Delapan is not a coincidence; it is the next evolution of Bukit Kayu Hitam

April 3, 2026

Most people thought that when Delapan was coined, it was the act of a few old men, holding their hands and randomly pointing to a place on a map, blindfolded. However, Delapan was not a coincidence, but it is the next evolution of Bukit Kayu Hitam. Just five kilometres from Delapan, a giant American company set up shop in 1998, and that company is Boeing. Boeing arrived at Bukit Kayu Hitam via a joint venture with Hexcel dubbed Asian Composites Manufacturing Sdn Bhd (ACM). Yes, we will admit that one of the reasons Boeing chose to set up its manufacturing facility in Malaysia was that Malaysia Airlines (MAS) was, and still is, an important user of Boeing jets. In 1996, before the opening of ACM in Bukit Kayu Hitam, MAS announced that it had ordered 29 Boeing Business Jets (BBJ) and became the first BBJ operator in Asia at that time (please read as BBJ, not BJ or BBC). But why Kedah, particularly Bukit Kayu Hitam? The reason for Boeing at that time was straightforward: ten minutes from the Malaysia-Thailand border (diversified supply chain) and less than two hours via road to Penang Port, one of the key deep-sea ports in the region. The logic that led Boeing to choose Bukit Kayu Hitam still applies to Delapan today.

At one point, ACM became the world’s sole producer of aileron composites for the Next-Generation 737 commercial jetliner. Before that, it was already the sole producer of fixed trailing edge and leading edge composites for the 737, 747, 757, 767, and 777. In 2024, Boeing decided to double down its bet in Bukit Kayu Hitam by taking over ACM and renaming it Boeing Composites Malaysia (BCM), the company’s first wholly-owned manufacturing facility in Southeast Asia.

Boeing took 25 years to go from a joint venture in a Kedah border town to making it their first wholly-owned manufacturing subsidiary in all of Southeast Asia. That’s not incidental; it signals how seriously Boeing treats Malaysia as a manufacturing base, and it’s a strong narrative anchor for what Delapan can become as the zone matures around it. My point is, Delapan is not some greenhorn development. It is built around a mature ecosystem, and it is up to Delapan to decide what its anchor industry should be. The aerospace cluster is the legacy anchor. The real action now is logistics and industrial; BKH-ICD is live, NCT InnoSphere is under development, and the data centre plays are positioning Delapan as a digital corridor. Plenty of angles Delapan can go from here.

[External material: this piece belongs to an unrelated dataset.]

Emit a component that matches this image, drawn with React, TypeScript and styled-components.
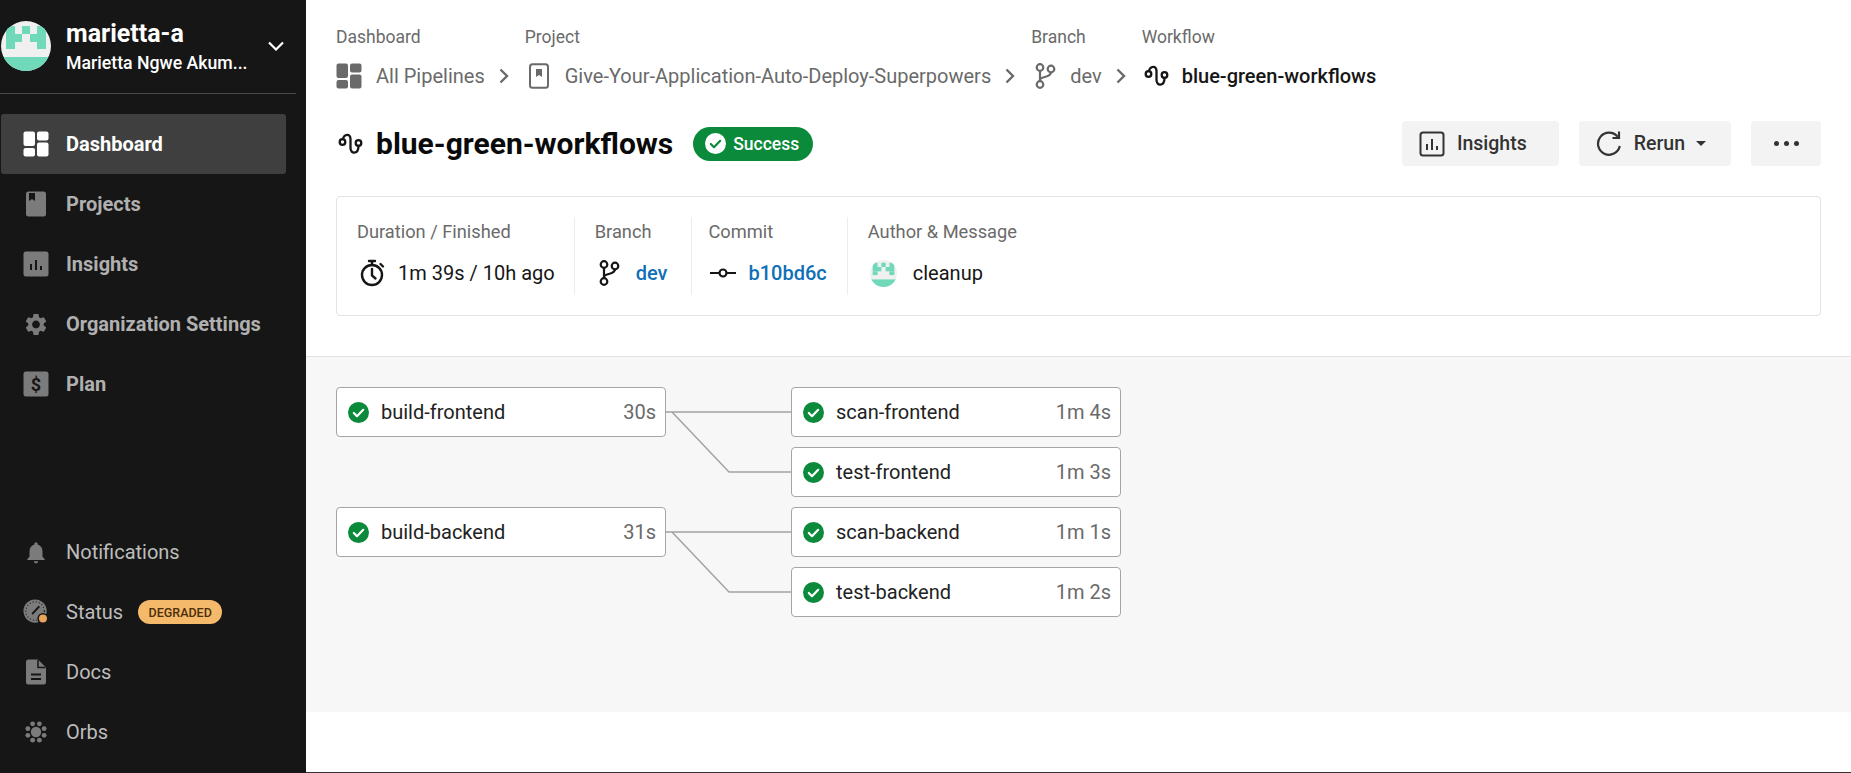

If you follow our social media this week, we highlighted that there are 19 key tertiary education institutions within a 50km radius around Delapan, with Universiti Utara Malaysia (UUM) and Universiti Malaysia Perlis (UniMAP) as the flagship institutions, completing the triple helix model of what makes an industrial hub work: the government, academia, and industry itself. But, if I am being honest, I think Delapan specifically and Bukit Kayu Hitam generally are missing one key thing: making Delapan a place where workers actually want to stay and work. A great place to work and stay must have three things: leisure, good healthcare, and good education.

Delapan has education covered, of course, with 19 institutions within a 50-kilometre radius, and there are plans to develop healthcare and leisure facilities within our planned area, Pentas Industrial City. But I want to take this opportunity to explain why leisure, healthcare, and education are important things to have near an industrial hub. As a developer of an economic hub such as Delapan, apart from developing the local talent pool, you also want to attract high-skilled talent from other parts of the country. Building schools and hospitals is a no-brainer, but building entertainment centres is a point of contention, based on my experience dealing with some state governments in Malaysia, for religious or cultural reasons. However, a healthy indicator of a good economic hub is its ability to attract young and talented individuals, and this group of individuals needs some escape, and one of the ways is by having an entertainment centre. Entertainment may not just be pubs; it can take the form of concert halls and the like. One state understands the importance of good education, healthcare, and entertainment better than others, and surprisingly, it is not Johor, but it is Sarawak.

Sarawak did not become the benchmark by accident. It made deliberate bets on talent, on liveability, on the kind of ecosystem that makes people choose to plant their roots rather than just clock in and clock out. That is exactly the conversation Delapan needs to be having right now. The land is there. The infrastructure is coming. The institutions are already within reach. What Delapan needs to build next is not just factories and warehouses, but a reason for the best people in the region to want to be here. Boeing did not stay in Bukit Kayu Hitam for 25 years because of cheap land. They stayed because the fundamentals were right and kept getting better. That is the bar Delapan has set for itself. The question is whether we are bold enough to clear it.